Source code for skeval.evaluators.regression_noise

# Authors: The scikit-autoeval developers
# SPDX-License-Identifier: BSD-3-Clause
from typing import Any, Dict, List, Optional, Sequence, Tuple, Callable, cast

import numpy as np
import pandas as pd
from sklearn.base import clone
from sklearn.model_selection import train_test_split

from skeval.evaluators.regression import RegressionEvaluator



[docs]
class RegressionNoiseEvaluator(RegressionEvaluator):
    """Regression-based evaluator for classification models.
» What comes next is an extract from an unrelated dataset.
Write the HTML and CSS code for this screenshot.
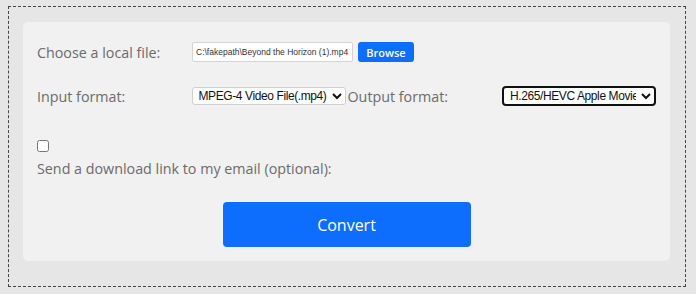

    This evaluator estimates the performance of a classification model (e.g.,
    accuracy, precision) without requiring labeled test data. It works by
    training a meta-regressor (e.g., Random Forest) that learns to map
    meta-features, extracted from a classifier's probability distributions,
    to its true performance score on unseen data.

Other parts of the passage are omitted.